• _SHORT TASK_: Drop every picture, then transcribe the remaining data exactly.

• _DATASET EXTRACT_:
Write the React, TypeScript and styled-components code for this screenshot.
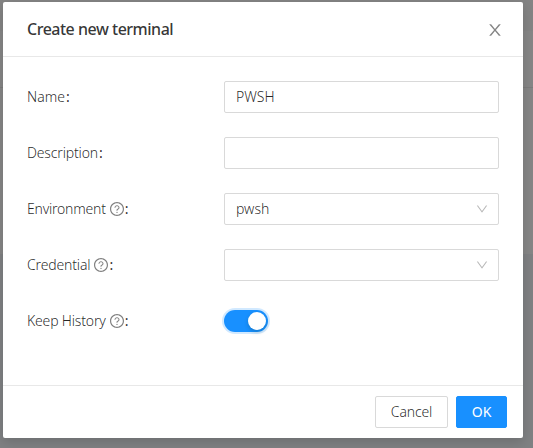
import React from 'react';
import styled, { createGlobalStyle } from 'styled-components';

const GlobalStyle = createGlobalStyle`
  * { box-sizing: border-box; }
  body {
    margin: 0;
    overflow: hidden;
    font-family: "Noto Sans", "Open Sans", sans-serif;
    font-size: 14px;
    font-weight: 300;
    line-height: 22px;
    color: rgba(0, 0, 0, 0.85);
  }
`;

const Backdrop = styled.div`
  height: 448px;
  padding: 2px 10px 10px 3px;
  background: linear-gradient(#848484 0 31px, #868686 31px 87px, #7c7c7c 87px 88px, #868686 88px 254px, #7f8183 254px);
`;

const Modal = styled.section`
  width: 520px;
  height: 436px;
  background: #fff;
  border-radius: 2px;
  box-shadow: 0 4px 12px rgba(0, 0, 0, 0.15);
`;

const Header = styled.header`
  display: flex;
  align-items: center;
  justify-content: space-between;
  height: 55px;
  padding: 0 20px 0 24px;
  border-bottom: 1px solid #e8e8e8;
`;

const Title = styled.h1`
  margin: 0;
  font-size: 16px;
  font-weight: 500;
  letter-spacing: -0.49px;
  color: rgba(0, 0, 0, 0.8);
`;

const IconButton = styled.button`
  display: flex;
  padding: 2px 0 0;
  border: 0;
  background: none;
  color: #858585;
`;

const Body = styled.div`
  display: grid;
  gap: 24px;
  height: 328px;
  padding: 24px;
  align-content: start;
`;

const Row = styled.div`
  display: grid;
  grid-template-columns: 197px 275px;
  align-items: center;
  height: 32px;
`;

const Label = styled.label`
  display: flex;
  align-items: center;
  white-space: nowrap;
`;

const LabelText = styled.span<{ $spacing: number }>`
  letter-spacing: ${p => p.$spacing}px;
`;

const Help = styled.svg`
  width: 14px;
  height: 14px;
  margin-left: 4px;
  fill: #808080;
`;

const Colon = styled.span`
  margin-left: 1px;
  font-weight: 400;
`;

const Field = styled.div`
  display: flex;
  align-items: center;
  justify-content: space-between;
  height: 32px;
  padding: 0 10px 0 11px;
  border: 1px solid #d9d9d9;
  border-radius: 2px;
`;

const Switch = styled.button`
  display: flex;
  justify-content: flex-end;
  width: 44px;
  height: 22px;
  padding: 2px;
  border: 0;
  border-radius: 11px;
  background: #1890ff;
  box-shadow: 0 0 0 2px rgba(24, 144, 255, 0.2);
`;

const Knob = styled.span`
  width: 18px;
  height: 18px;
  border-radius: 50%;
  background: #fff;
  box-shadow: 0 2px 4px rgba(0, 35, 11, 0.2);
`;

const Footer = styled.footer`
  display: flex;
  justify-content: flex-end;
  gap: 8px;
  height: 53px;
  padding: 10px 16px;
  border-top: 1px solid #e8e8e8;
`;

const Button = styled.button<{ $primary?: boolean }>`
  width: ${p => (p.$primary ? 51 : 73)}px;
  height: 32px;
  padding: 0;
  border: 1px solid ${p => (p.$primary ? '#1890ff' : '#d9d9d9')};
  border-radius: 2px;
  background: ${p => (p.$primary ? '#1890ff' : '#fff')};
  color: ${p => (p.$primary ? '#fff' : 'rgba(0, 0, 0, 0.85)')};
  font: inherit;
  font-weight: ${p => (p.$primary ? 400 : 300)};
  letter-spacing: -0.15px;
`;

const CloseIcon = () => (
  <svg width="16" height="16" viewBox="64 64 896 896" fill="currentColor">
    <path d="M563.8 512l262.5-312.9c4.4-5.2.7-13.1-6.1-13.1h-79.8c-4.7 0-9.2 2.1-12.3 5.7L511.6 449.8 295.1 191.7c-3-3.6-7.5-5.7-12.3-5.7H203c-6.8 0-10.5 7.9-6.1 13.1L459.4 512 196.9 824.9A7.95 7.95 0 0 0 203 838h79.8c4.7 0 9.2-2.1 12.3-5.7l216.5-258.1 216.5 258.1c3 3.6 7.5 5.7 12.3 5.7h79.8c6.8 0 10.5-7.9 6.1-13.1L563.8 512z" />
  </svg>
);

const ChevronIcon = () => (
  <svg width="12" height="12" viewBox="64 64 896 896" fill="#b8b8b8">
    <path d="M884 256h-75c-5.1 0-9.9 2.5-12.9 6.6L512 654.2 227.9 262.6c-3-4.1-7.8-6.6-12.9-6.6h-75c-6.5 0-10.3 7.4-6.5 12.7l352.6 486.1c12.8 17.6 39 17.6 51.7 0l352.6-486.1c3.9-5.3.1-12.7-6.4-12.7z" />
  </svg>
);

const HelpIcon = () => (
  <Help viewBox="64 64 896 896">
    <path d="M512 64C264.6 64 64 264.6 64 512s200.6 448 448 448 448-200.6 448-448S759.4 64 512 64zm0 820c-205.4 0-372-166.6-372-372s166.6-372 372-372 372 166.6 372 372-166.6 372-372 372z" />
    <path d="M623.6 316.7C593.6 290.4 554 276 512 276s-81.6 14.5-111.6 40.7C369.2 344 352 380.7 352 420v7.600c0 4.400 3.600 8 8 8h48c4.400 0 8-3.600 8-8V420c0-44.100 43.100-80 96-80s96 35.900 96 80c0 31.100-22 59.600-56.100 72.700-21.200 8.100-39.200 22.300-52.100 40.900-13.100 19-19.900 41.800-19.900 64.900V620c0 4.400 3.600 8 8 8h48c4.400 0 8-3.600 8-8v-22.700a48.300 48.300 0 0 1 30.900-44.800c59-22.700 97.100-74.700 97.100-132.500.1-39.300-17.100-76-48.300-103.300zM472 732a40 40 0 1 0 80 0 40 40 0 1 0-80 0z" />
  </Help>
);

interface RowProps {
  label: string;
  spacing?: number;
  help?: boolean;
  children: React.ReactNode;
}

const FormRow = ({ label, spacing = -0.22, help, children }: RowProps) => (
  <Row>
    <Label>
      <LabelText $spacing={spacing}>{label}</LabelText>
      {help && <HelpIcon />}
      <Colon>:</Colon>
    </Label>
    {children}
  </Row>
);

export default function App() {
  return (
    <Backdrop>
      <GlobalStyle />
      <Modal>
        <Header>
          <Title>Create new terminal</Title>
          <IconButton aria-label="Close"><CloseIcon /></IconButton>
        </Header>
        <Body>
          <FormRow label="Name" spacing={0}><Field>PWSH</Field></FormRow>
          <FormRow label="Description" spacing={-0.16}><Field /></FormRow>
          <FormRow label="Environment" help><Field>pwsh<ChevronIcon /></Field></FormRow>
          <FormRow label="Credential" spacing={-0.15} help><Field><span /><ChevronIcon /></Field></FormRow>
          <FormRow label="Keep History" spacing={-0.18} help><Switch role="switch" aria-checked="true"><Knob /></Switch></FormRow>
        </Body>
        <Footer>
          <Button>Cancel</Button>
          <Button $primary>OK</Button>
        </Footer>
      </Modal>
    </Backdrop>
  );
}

• _SOLUTION BELOW_:
Write the React, TypeScript and styled-components code for this screenshot.
import React from 'react';
import styled, { createGlobalStyle } from 'styled-components';

const GlobalStyle = createGlobalStyle`
  * { box-sizing: border-box; }
  body {
    margin: 0;
    overflow: hidden;
    font-family: "Noto Sans", "Open Sans", sans-serif;
    font-size: 14px;
    font-weight: 300;
    line-height: 22px;
    color: rgba(0, 0, 0, 0.85);
  }
`;

const Backdrop = styled.div`
  height: 448px;
  padding: 2px 10px 10px 3px;
  background: linear-gradient(#848484 0 31px, #868686 31px 87px, #7c7c7c 87px 88px, #868686 88px 254px, #7f8183 254px);
`;

const Modal = styled.section`
  width: 520px;
  height: 436px;
  background: #fff;
  border-radius: 2px;
  box-shadow: 0 4px 12px rgba(0, 0, 0, 0.15);
`;

const Header = styled.header`
  display: flex;
  align-items: center;
  justify-content: space-between;
  height: 55px;
  padding: 0 20px 0 24px;
  border-bottom: 1px solid #e8e8e8;
`;

const Title = styled.h1`
  margin: 0;
  font-size: 16px;
  font-weight: 500;
  letter-spacing: -0.49px;
  color: rgba(0, 0, 0, 0.8);
`;

const IconButton = styled.button`
  display: flex;
  padding: 2px 0 0;
  border: 0;
  background: none;
  color: #858585;
`;

const Body = styled.div`
  display: grid;
  gap: 24px;
  height: 328px;
  padding: 24px;
  align-content: start;
`;

const Row = styled.div`
  display: grid;
  grid-template-columns: 197px 275px;
  align-items: center;
  height: 32px;
`;

const Label = styled.label`
  display: flex;
  align-items: center;
  white-space: nowrap;
`;

const LabelText = styled.span<{ $spacing: number }>`
  letter-spacing: ${p => p.$spacing}px;
`;

const Help = styled.svg`
  width: 14px;
  height: 14px;
  margin-left: 4px;
  fill: #808080;
`;

const Colon = styled.span`
  margin-left: 1px;
  font-weight: 400;
`;

const Field = styled.div`
  display: flex;
  align-items: center;
  justify-content: space-between;
  height: 32px;
  padding: 0 10px 0 11px;
  border: 1px solid #d9d9d9;
  border-radius: 2px;
`;

const Switch = styled.button`
  display: flex;
  justify-content: flex-end;
  width: 44px;
  height: 22px;
  padding: 2px;
  border: 0;
  border-radius: 11px;
  background: #1890ff;
  box-shadow: 0 0 0 2px rgba(24, 144, 255, 0.2);
`;

const Knob = styled.span`
  width: 18px;
  height: 18px;
  border-radius: 50%;
  background: #fff;
  box-shadow: 0 2px 4px rgba(0, 35, 11, 0.2);
`;

const Footer = styled.footer`
  display: flex;
  justify-content: flex-end;
  gap: 8px;
  height: 53px;
  padding: 10px 16px;
  border-top: 1px solid #e8e8e8;
`;

const Button = styled.button<{ $primary?: boolean }>`
  width: ${p => (p.$primary ? 51 : 73)}px;
  height: 32px;
  padding: 0;
  border: 1px solid ${p => (p.$primary ? '#1890ff' : '#d9d9d9')};
  border-radius: 2px;
  background: ${p => (p.$primary ? '#1890ff' : '#fff')};
  color: ${p => (p.$primary ? '#fff' : 'rgba(0, 0, 0, 0.85)')};
  font: inherit;
  font-weight: ${p => (p.$primary ? 400 : 300)};
  letter-spacing: -0.15px;
`;

const CloseIcon = () => (
  <svg width="16" height="16" viewBox="64 64 896 896" fill="currentColor">
    <path d="M563.8 512l262.5-312.9c4.4-5.2.7-13.1-6.1-13.1h-79.8c-4.7 0-9.2 2.1-12.3 5.7L511.6 449.8 295.1 191.7c-3-3.6-7.5-5.7-12.3-5.7H203c-6.8 0-10.5 7.9-6.1 13.1L459.4 512 196.9 824.9A7.95 7.95 0 0 0 203 838h79.8c4.7 0 9.2-2.1 12.3-5.7l216.5-258.1 216.5 258.1c3 3.6 7.5 5.7 12.3 5.7h79.8c6.8 0 10.5-7.9 6.1-13.1L563.8 512z" />
  </svg>
);

const ChevronIcon = () => (
  <svg width="12" height="12" viewBox="64 64 896 896" fill="#b8b8b8">
    <path d="M884 256h-75c-5.1 0-9.9 2.5-12.9 6.6L512 654.2 227.9 262.6c-3-4.1-7.8-6.6-12.9-6.6h-75c-6.5 0-10.3 7.4-6.5 12.7l352.6 486.1c12.8 17.6 39 17.6 51.7 0l352.6-486.1c3.9-5.3.1-12.7-6.4-12.7z" />
  </svg>
);

const HelpIcon = () => (
  <Help viewBox="64 64 896 896">
    <path d="M512 64C264.6 64 64 264.6 64 512s200.6 448 448 448 448-200.6 448-448S759.4 64 512 64zm0 820c-205.4 0-372-166.6-372-372s166.6-372 372-372 372 166.6 372 372-166.6 372-372 372z" />
    <path d="M623.6 316.7C593.6 290.4 554 276 512 276s-81.6 14.5-111.6 40.7C369.2 344 352 380.7 352 420v7.600c0 4.400 3.600 8 8 8h48c4.400 0 8-3.600 8-8V420c0-44.100 43.100-80 96-80s96 35.900 96 80c0 31.100-22 59.600-56.100 72.700-21.200 8.100-39.200 22.300-52.100 40.900-13.100 19-19.900 41.800-19.900 64.900V620c0 4.400 3.600 8 8 8h48c4.400 0 8-3.600 8-8v-22.700a48.300 48.300 0 0 1 30.900-44.800c59-22.700 97.100-74.700 97.100-132.500.1-39.300-17.100-76-48.300-103.300zM472 732a40 40 0 1 0 80 0 40 40 0 1 0-80 0z" />
  </Help>
);

interface RowProps {
  label: string;
  spacing?: number;
  help?: boolean;
  children: React.ReactNode;
}

const FormRow = ({ label, spacing = -0.22, help, children }: RowProps) => (
  <Row>
    <Label>
      <LabelText $spacing={spacing}>{label}</LabelText>
      {help && <HelpIcon />}
      <Colon>:</Colon>
    </Label>
    {children}
  </Row>
);

export default function App() {
  return (
    <Backdrop>
      <GlobalStyle />
      <Modal>
        <Header>
          <Title>Create new terminal</Title>
          <IconButton aria-label="Close"><CloseIcon /></IconButton>
        </Header>
        <Body>
          <FormRow label="Name" spacing={0}><Field>PWSH</Field></FormRow>
          <FormRow label="Description" spacing={-0.16}><Field /></FormRow>
          <FormRow label="Environment" help><Field>pwsh<ChevronIcon /></Field></FormRow>
          <FormRow label="Credential" spacing={-0.15} help><Field><span /><ChevronIcon /></Field></FormRow>
          <FormRow label="Keep History" spacing={-0.18} help><Switch role="switch" aria-checked="true"><Knob /></Switch></FormRow>
        </Body>
        <Footer>
          <Button>Cancel</Button>
          <Button $primary>OK</Button>
        </Footer>
      </Modal>
    </Backdrop>
  );
}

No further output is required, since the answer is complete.